20. A method of compensating for an induced voltage in an electrooptic display coupled to a display driver, said electrooptic display having a plurality of pixels each with a pixel drive electrode driven by a pixel driver circuit, said plurality of pixels sharing a common pixel electrode, said pixel driver circuit comprising a pixel select line to select a pixel, a pixel data line to receive pixel data for driving the pixel, and a pixel drive line coupled to said pixel drive electrode to drive said pixel drive electrode with a signal dependent on said pixel data, said induced voltage comprising a voltage induced on said pixel drive electrode by a changing voltage on said pixel select line, the method comprising: writing a reference pixel data value to said pixel; measuring a change in voltage on said common pixel electrode due to said voltage induced on said pixel drive electrode; adjusting a voltage compensation driver circuit coupled to said common pixel electrode, responsive to said measured change in voltage, to apply a compensation voltage to said common pixel electrode to compensate for said measured change in voltage, wherein said reference pixel data value defines a zero value of said signal on said pixel drive electrode and wherein said writing of said reference pixel data value comprises writing a plurality of null frames to said electrooptic display, in a said null frame each of said plurality of pixels having said reference pixel data value, and wherein said measuring comprises making a said measurement of said change in voltage for each of said null frames and averaging said measurements.
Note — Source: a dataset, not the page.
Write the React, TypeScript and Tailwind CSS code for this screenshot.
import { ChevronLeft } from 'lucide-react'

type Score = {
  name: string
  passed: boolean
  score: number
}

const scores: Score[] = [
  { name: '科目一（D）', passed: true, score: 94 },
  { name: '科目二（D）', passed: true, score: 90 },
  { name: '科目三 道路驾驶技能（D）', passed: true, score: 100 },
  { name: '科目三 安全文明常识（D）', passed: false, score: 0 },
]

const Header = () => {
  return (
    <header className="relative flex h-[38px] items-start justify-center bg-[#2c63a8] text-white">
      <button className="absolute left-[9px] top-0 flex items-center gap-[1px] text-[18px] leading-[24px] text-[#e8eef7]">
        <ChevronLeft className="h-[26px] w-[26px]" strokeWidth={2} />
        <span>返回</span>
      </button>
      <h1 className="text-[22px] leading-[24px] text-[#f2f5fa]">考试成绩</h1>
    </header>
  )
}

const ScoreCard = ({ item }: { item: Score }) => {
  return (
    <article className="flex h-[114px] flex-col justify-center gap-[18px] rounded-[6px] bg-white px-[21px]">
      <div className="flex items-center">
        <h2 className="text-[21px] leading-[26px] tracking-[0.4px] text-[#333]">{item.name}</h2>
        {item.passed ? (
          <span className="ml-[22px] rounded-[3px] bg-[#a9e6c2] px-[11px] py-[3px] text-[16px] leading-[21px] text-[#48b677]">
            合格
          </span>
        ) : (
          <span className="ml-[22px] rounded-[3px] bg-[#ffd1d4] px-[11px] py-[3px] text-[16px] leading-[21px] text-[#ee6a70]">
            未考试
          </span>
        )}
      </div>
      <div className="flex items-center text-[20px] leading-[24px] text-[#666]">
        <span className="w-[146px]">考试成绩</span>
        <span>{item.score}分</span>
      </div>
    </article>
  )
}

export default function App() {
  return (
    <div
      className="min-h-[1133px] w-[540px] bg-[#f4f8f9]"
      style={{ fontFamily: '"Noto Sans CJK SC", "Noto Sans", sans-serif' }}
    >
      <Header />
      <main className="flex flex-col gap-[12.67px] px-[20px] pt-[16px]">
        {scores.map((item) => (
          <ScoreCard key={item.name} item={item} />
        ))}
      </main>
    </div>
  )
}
21. A method as claimed in claim 20 further comprising sensing a temperature of said display, and wherein said compensating is applied dependent on said sensed temperature.

22. A method as claimed in claim 12 or claim 20 wherein said pixel driver circuits are fabricated on a backplane, wherein said pixel driver circuit comprises a transistor having drain, source and gate connections, said gate connection being coupled to said pixel select line, one of said drain and source connections being coupled to said pixel data line, the other to said pixel drive line, and wherein said induced voltage comprises a gate kickback voltage.
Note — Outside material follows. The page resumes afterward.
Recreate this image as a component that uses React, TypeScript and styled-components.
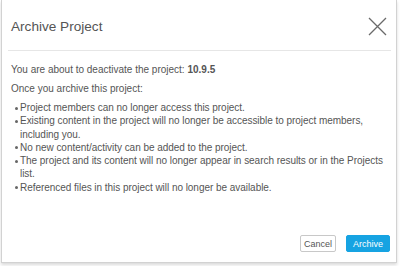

23. A method as claimed in claim 12 or claim 20 wherein said electrooptic display is an electrophoretic display.

24. A method as claimed in claim 12 or claim 20 wherein said pixel driver circuits are fabricated by solution deposition techniques.
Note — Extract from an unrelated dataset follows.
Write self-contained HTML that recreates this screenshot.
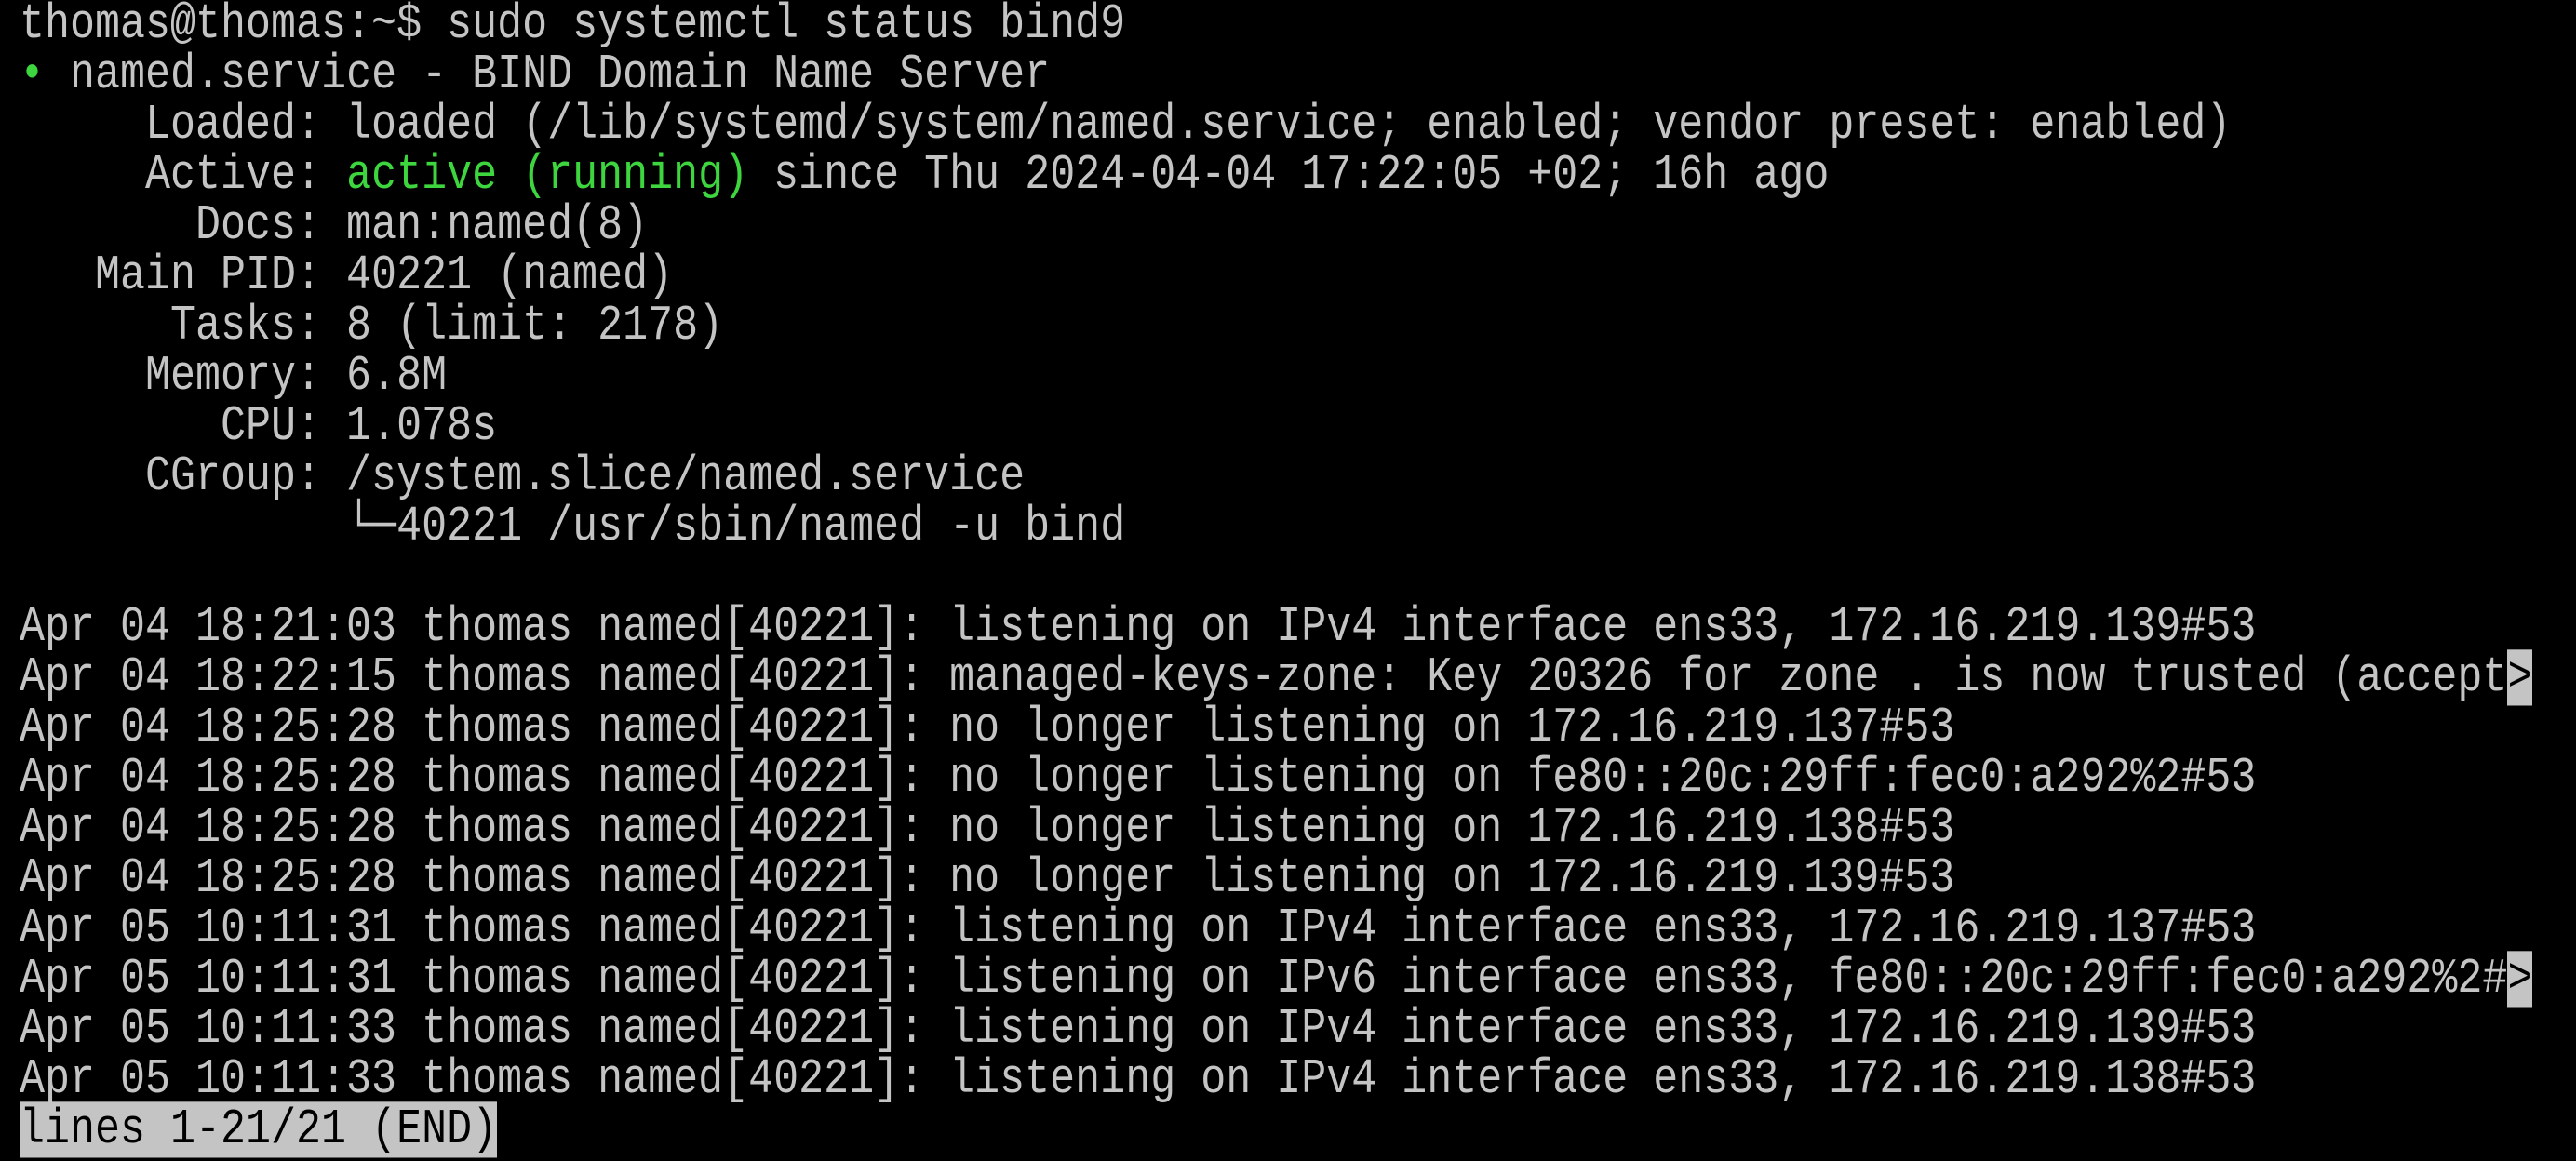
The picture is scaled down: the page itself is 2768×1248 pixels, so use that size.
<!DOCTYPE html>
<html><head><meta charset="utf-8">
<style>
html,body{margin:0;padding:0;background:#000;width:2768px;height:1248px;overflow:hidden}
.t{position:absolute;left:21px;top:0;font-family:"Liberation Mono","DejaVu Sans Mono",monospace;font-size:45px;line-height:54px;color:#c4c4c4}
.l{height:54px;white-space:pre;transform:scaleY(1.18);transform-origin:50% 50%}
.g{color:#3ed63e}
.r{background:#c4c4c4;color:#000}
</style></head><body>
<div class="t"><div class="l">thomas@thomas:~$ sudo systemctl status bind9</div><div class="l"><span class="g">•</span> named.service - BIND Domain Name Server</div><div class="l">     Loaded: loaded (/lib/systemd/system/named.service; enabled; vendor preset: enabled)</div><div class="l">     Active: <span class="g">active (running)</span> since Thu 2024-04-04 17:22:05 +02; 16h ago</div><div class="l">       Docs: man:named(8)</div><div class="l">   Main PID: 40221 (named)</div><div class="l">      Tasks: 8 (limit: 2178)</div><div class="l">     Memory: 6.8M</div><div class="l">        CPU: 1.078s</div><div class="l">     CGroup: /system.slice/named.service</div><div class="l">             └─40221 /usr/sbin/named -u bind</div><div class="l"> </div><div class="l">Apr 04 18:21:03 thomas named[40221]: listening on IPv4 interface ens33, 172.16.219.139#53</div><div class="l">Apr 04 18:22:15 thomas named[40221]: managed-keys-zone: Key 20326 for zone . is now trusted (accept<span class="r">&gt;</span></div><div class="l">Apr 04 18:25:28 thomas named[40221]: no longer listening on 172.16.219.137#53</div><div class="l">Apr 04 18:25:28 thomas named[40221]: no longer listening on fe80::20c:29ff:fec0:a292%2#53</div><div class="l">Apr 04 18:25:28 thomas named[40221]: no longer listening on 172.16.219.138#53</div><div class="l">Apr 04 18:25:28 thomas named[40221]: no longer listening on 172.16.219.139#53</div><div class="l">Apr 05 10:11:31 thomas named[40221]: listening on IPv4 interface ens33, 172.16.219.137#53</div><div class="l">Apr 05 10:11:31 thomas named[40221]: listening on IPv6 interface ens33, fe80::20c:29ff:fec0:a292%2#<span class="r">&gt;</span></div><div class="l">Apr 05 10:11:33 thomas named[40221]: listening on IPv4 interface ens33, 172.16.219.139#53</div><div class="l">Apr 05 10:11:33 thomas named[40221]: listening on IPv4 interface ens33, 172.16.219.138#53</div><div class="l"><span class="r">lines 1-21/21 (END)</span></div></div>
</body></html>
25. A method as claimed in claim 20 further comprising: controlling said voltage compensation driver circuit to apply an approximate said compensation voltage to said common pixel electrode; measuring said approximate compensation voltage; and adjusting said controlling of said voltage compensation driver circuit to bring said measured approximate compensation voltage towards said measured change in voltage on said common pixel electrode.

26. A method as claimed in claim 25 further comprising determining a voltage swing on said pixel select line applied by said display driver; wherein said controlling of said voltage compensation driver circuit comprises multiplying a first value dependent on said approximate compensation voltage by a second value dependent on said voltage swing; wherein said multiplying comprises applying one of said values to the digital input of a digital-to-analogue converter and the other of said values to a reference voltage input of said digital-to-analogue converter; and wherein said adjusting of said controlling comprises adjusting said first value.

27. A method as claimed in claim 26 further comprising adding a voltage offset to an analogue output of said digital-to-analogue converter, wherein said voltage offset is proportional to said determined voltage swing.

28. A method as claimed in claim 25 comprising: measuring said approximate compensation voltage and said change in voltage on said common pixel electrode using shared measurement circuitry; switching an input of said shared measurement circuitry between an output of said voltage compensation driver circuit and said common pixel electrode, and switching said output of said voltage compensation driver circuit off said common pixel electrode when said shared measurement circuitry is measuring said change in voltage on said common pixel electrode.

29. A method as claimed in claim 28 further comprising switching said common pixel electrode into a disconnected state when not writing said reference pixel data value or measuring said change in voltage on said common pixel electrode.

30. A method as claimed in claim 25 further comprising: storing display compensation data defining a relationship between a voltage swing in said pixel select line and a said induced voltage on said pixel device electrode; determining a voltage swing on said pixel select line applied by said display driver; and determining said approximate compensation voltage applied to said common pixel electrode using said display compensation data and said determined voltage swing.

31. A method as claimed in claim 30 further comprising updating said stored display compensation data using said measured change in said voltage on said common pixel electrode.

32. A method as claimed in claim 20 , further comprising: determining an ideal operation voltage for said common pixel electrode dependent upon a combination of: a reference voltage input of a analogue-to-digital converter which measures said voltage applied to said common pixel electrode; a voltage offset, wherein said voltage offset is a minimum voltage applied to said common pixel electrode as measured by said analogue-to-digital converter; and a voltage span, wherein said voltage span is a difference between a maximum voltage applied to said common pixel electrode as measured by said analogue-to-digital converter and said minimum voltage; and determining a correction to said voltage applied to said common pixel electrode responsive to said ideal operation voltage.

33. A method as claimed in claim 32 , further comprising: determining an error in a voltage on an input of a digital-to-analogue converter which applies said correction, wherein said error is a function of said maximum digital input value of said digital-to-analogue converter and is dependent upon: said ideal operation voltage of said common pixel electrode, said measured voltage applied to said common pixel electrode, and said voltage span of said digital-to-analogue converter.

34. A method as claimed in claim 33 , further comprising implementing an error correction procedure to correct for said error in said voltage on said digital input, wherein said error correction procedure comprises: calculating said error, adjusting said digital input value by adding said error to said digital input, and iterating said procedure until an absolute magnitude of said error is less than a resolution of said digital-to-analogue converter.